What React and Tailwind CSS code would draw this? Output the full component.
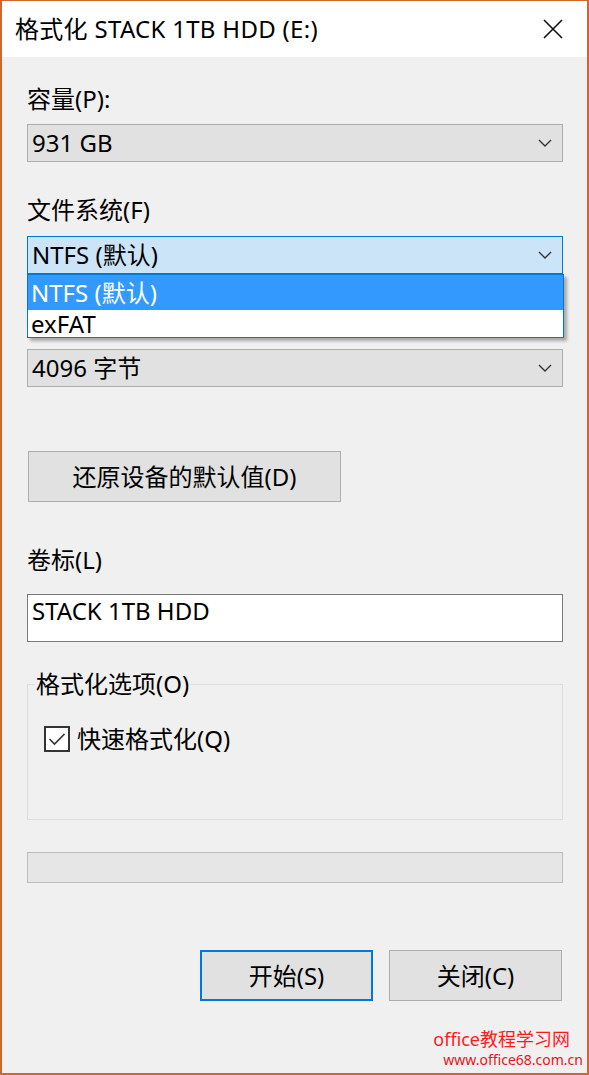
import React from 'react'

const font = { fontFamily: '"Noto Sans", "Noto Sans CJK SC", sans-serif' }

function Chevron() {
  return (
    <svg width="14" height="8" viewBox="0 0 14 8" className="shrink-0">
      <path d="M1 1 L7 7 L13 1" fill="none" stroke="#333" strokeWidth="1.4" />
    </svg>
  )
}

function Combo({ value, focused, children }) {
  return (
    <div className="relative">
      <div
        className={
          'h-[38px] flex items-center justify-between pl-[4px] pr-[10px] border ' +
          (focused ? 'bg-[#cce4f7] border-[#0078d7]' : 'bg-[#e1e1e1] border-[#adadad]')
        }
      >
        <span className="text-[24px] leading-none text-black">{value}</span>
        <Chevron />
      </div>
      {children}
    </div>
  )
}

function Button({ label, primary, className }) {
  return (
    <div
      className={
        'h-[51px] flex items-center justify-center bg-[#e1e1e1] text-[24px] text-black ' +
        (primary ? 'border-2 border-[#0078d7]' : 'border border-[#adadad]') +
        ' ' +
        (className || '')
      }
    >
      {label}
    </div>
  )
}

export default function App() {
  return (
    <div
      style={font}
      className="w-[589px] h-[1075px] bg-[#f0f0f0] border-l-2 border-r-2 border-t border-b-2 border-[#d0652d] flex flex-col overflow-hidden"
    >
      {/* title bar */}
      <div className="h-[56px] bg-white flex items-center justify-between pl-[13px] pr-[24px] shrink-0">
        <span className="text-[24px] text-black leading-none tracking-[0.3px]">格式化 STACK 1TB HDD (E:)</span>
        <svg width="20" height="20" viewBox="0 0 20 20">
          <path d="M1 1 L19 19 M19 1 L1 19" stroke="#111" strokeWidth="1.6" />
        </svg>
      </div>

      <div className="flex flex-col pl-[25px] pr-[24px]">
        <div className="mt-[28px] h-[28px] leading-[28px] text-[24px] text-black">容量(P):</div>
        <div className="mt-[11px]">
          <Combo value="931 GB" />
        </div>

        <div className="mt-[34px] h-[28px] leading-[28px] text-[24px] text-black">文件系统(F)</div>
        <div className="mt-[12px] z-10">
          <Combo value="NTFS (默认)" focused>
            <div className="absolute left-0 right-[-1px] top-full bg-white border border-[#0078d7] shadow-[3px_3px_3px_rgba(0,0,0,0.3)]">
              <div className="h-[35px] bg-[#3399ff] text-white text-[24px] flex items-center pl-[3px]">NTFS (默认)</div>
              <div className="h-[27px] text-black text-[24px] flex items-center pl-[3px]">exFAT</div>
            </div>
          </Combo>
        </div>

        <div className="mt-[75px]">
          <Combo value="4096 字节" />
        </div>

        <Button label="还原设备的默认值(D)" className="mt-[64px] ml-[1px] w-[313px]" />

        <div className="mt-[44px] h-[28px] leading-[28px] text-[24px] text-black">卷标(L)</div>
        <div className="mt-[20px] h-[48px] bg-white border border-[#7a7a7a] px-[4px] pt-[1px] text-[24px] leading-[30px] text-black">
          STACK 1TB HDD
        </div>

        <fieldset className="mt-[28px] h-[150px] border border-[#dcdcdc] px-[16px]">
          <legend className="ml-[-9px] px-[1px] text-[24px] leading-[28px] text-black">格式化选项(O)</legend>
          <div className="mt-[27px] flex items-center gap-[7px]">
            <div className="w-[26px] h-[26px] border-2 border-[#333] bg-white flex items-center justify-center">
              <svg width="18" height="14" viewBox="0 0 18 14">
                <path d="M1.5 7 L6.5 12 L16.5 2" fill="none" stroke="#333" strokeWidth="1.6" />
              </svg>
            </div>
            <span className="text-[24px] leading-[28px] text-black">快速格式化(Q)</span>
          </div>
        </fieldset>

        <div className="mt-[32px] h-[31px] bg-[#e6e6e6] border border-[#bcbcbc]" />

        <div className="mt-[67px] flex justify-end gap-[16px] pr-[1px]">
          <Button label="开始(S)" primary className="w-[173px]" />
          <Button label="关闭(C)" className="w-[173px]" />
        </div>
      </div>

      <div className="mt-[26px] flex flex-col items-end pr-[17px]">
        <span className="text-[18px] leading-[24px] text-[#ff1a1a]">office教程学习网</span>
        <span className="mr-[-13px] text-[14px] leading-[18px] text-[#e8141c]">www.office68.com.cn</span>
      </div>
    </div>
  )
}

★ ★ ★ ★ ★ ★ ★

> **WHAT TO DO**
Reproduce the data verbatim. Do not carry any picture into the copy.

> **SOLVED EXERCISE**
What React and Tailwind CSS code would draw this? Output the full component.
import React from 'react'

const font = { fontFamily: '"Noto Sans", "Noto Sans CJK SC", sans-serif' }

function Chevron() {
  return (
    <svg width="14" height="8" viewBox="0 0 14 8" className="shrink-0">
      <path d="M1 1 L7 7 L13 1" fill="none" stroke="#333" strokeWidth="1.4" />
    </svg>
  )
}

function Combo({ value, focused, children }) {
  return (
    <div className="relative">
      <div
        className={
          'h-[38px] flex items-center justify-between pl-[4px] pr-[10px] border ' +
          (focused ? 'bg-[#cce4f7] border-[#0078d7]' : 'bg-[#e1e1e1] border-[#adadad]')
        }
      >
        <span className="text-[24px] leading-none text-black">{value}</span>
        <Chevron />
      </div>
      {children}
    </div>
  )
}

function Button({ label, primary, className }) {
  return (
    <div
      className={
        'h-[51px] flex items-center justify-center bg-[#e1e1e1] text-[24px] text-black ' +
        (primary ? 'border-2 border-[#0078d7]' : 'border border-[#adadad]') +
        ' ' +
        (className || '')
      }
    >
      {label}
    </div>
  )
}

export default function App() {
  return (
    <div
      style={font}
      className="w-[589px] h-[1075px] bg-[#f0f0f0] border-l-2 border-r-2 border-t border-b-2 border-[#d0652d] flex flex-col overflow-hidden"
    >
      {/* title bar */}
      <div className="h-[56px] bg-white flex items-center justify-between pl-[13px] pr-[24px] shrink-0">
        <span className="text-[24px] text-black leading-none tracking-[0.3px]">格式化 STACK 1TB HDD (E:)</span>
        <svg width="20" height="20" viewBox="0 0 20 20">
          <path d="M1 1 L19 19 M19 1 L1 19" stroke="#111" strokeWidth="1.6" />
        </svg>
      </div>

      <div className="flex flex-col pl-[25px] pr-[24px]">
        <div className="mt-[28px] h-[28px] leading-[28px] text-[24px] text-black">容量(P):</div>
        <div className="mt-[11px]">
          <Combo value="931 GB" />
        </div>

        <div className="mt-[34px] h-[28px] leading-[28px] text-[24px] text-black">文件系统(F)</div>
        <div className="mt-[12px] z-10">
          <Combo value="NTFS (默认)" focused>
            <div className="absolute left-0 right-[-1px] top-full bg-white border border-[#0078d7] shadow-[3px_3px_3px_rgba(0,0,0,0.3)]">
              <div className="h-[35px] bg-[#3399ff] text-white text-[24px] flex items-center pl-[3px]">NTFS (默认)</div>
              <div className="h-[27px] text-black text-[24px] flex items-center pl-[3px]">exFAT</div>
            </div>
          </Combo>
        </div>

        <div className="mt-[75px]">
          <Combo value="4096 字节" />
        </div>

        <Button label="还原设备的默认值(D)" className="mt-[64px] ml-[1px] w-[313px]" />

        <div className="mt-[44px] h-[28px] leading-[28px] text-[24px] text-black">卷标(L)</div>
        <div className="mt-[20px] h-[48px] bg-white border border-[#7a7a7a] px-[4px] pt-[1px] text-[24px] leading-[30px] text-black">
          STACK 1TB HDD
        </div>

        <fieldset className="mt-[28px] h-[150px] border border-[#dcdcdc] px-[16px]">
          <legend className="ml-[-9px] px-[1px] text-[24px] leading-[28px] text-black">格式化选项(O)</legend>
          <div className="mt-[27px] flex items-center gap-[7px]">
            <div className="w-[26px] h-[26px] border-2 border-[#333] bg-white flex items-center justify-center">
              <svg width="18" height="14" viewBox="0 0 18 14">
                <path d="M1.5 7 L6.5 12 L16.5 2" fill="none" stroke="#333" strokeWidth="1.6" />
              </svg>
            </div>
            <span className="text-[24px] leading-[28px] text-black">快速格式化(Q)</span>
          </div>
        </fieldset>

        <div className="mt-[32px] h-[31px] bg-[#e6e6e6] border border-[#bcbcbc]" />

        <div className="mt-[67px] flex justify-end gap-[16px] pr-[1px]">
          <Button label="开始(S)" primary className="w-[173px]" />
          <Button label="关闭(C)" className="w-[173px]" />
        </div>
      </div>

      <div className="mt-[26px] flex flex-col items-end pr-[17px]">
        <span className="text-[18px] leading-[24px] text-[#ff1a1a]">office教程学习网</span>
        <span className="mr-[-13px] text-[14px] leading-[18px] text-[#e8141c]">www.office68.com.cn</span>
      </div>
    </div>
  )
}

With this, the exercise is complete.